→ Input for this task:
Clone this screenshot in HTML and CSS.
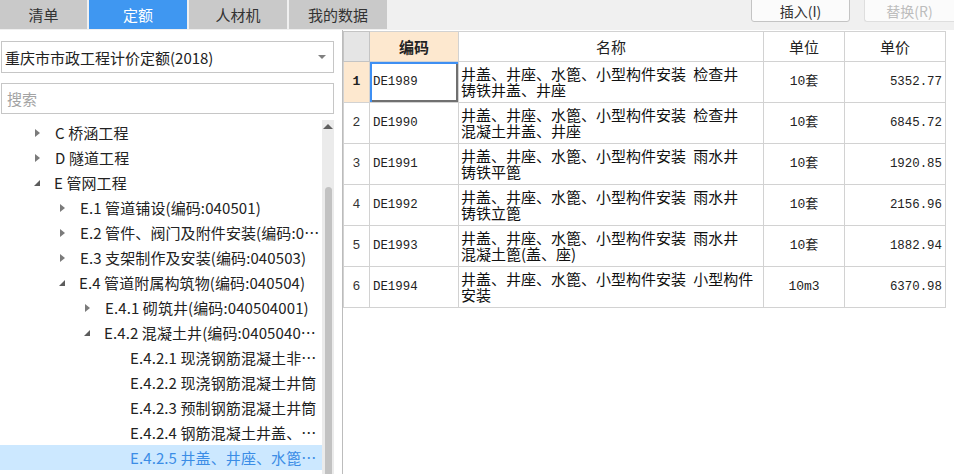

---

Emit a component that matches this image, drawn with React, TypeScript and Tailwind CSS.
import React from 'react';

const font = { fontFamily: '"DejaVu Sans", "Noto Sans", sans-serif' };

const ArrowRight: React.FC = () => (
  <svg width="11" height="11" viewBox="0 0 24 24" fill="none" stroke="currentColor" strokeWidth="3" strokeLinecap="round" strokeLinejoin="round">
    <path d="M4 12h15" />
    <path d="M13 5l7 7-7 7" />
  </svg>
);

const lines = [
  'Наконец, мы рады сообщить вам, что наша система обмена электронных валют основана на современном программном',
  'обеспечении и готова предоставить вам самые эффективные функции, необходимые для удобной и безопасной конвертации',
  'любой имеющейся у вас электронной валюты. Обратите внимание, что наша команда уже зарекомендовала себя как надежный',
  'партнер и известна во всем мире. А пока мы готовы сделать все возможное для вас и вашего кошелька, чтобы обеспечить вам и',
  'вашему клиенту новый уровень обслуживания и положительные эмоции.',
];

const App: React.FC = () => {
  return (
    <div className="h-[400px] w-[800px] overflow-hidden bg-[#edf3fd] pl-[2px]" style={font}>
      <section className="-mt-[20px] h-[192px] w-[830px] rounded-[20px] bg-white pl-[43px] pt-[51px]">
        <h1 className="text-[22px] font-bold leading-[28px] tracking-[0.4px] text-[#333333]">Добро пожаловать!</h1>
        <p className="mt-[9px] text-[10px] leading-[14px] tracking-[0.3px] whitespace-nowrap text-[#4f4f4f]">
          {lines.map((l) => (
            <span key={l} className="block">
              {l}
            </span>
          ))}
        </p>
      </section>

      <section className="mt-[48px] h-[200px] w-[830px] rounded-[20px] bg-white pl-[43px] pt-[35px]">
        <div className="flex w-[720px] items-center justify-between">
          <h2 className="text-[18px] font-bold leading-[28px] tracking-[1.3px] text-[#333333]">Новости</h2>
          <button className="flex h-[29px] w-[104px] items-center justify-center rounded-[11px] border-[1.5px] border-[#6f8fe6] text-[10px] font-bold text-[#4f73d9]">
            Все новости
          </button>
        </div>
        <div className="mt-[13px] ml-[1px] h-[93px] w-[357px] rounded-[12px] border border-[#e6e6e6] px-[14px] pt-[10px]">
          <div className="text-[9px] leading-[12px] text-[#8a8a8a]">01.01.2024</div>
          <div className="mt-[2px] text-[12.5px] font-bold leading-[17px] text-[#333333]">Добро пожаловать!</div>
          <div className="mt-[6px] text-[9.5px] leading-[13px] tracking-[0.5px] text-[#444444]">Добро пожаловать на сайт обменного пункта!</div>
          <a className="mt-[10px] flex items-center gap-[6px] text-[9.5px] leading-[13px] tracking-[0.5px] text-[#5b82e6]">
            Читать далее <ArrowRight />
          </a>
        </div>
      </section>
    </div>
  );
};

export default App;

→ Your goal: Identify every line holding the word "React" and copy it out.

→ Output for this exercise:
Emit a component that matches this image, drawn with React, TypeScript and Tailwind CSS.
import React from 'react';
const ArrowRight: React.FC = () => (
const App: React.FC = () => {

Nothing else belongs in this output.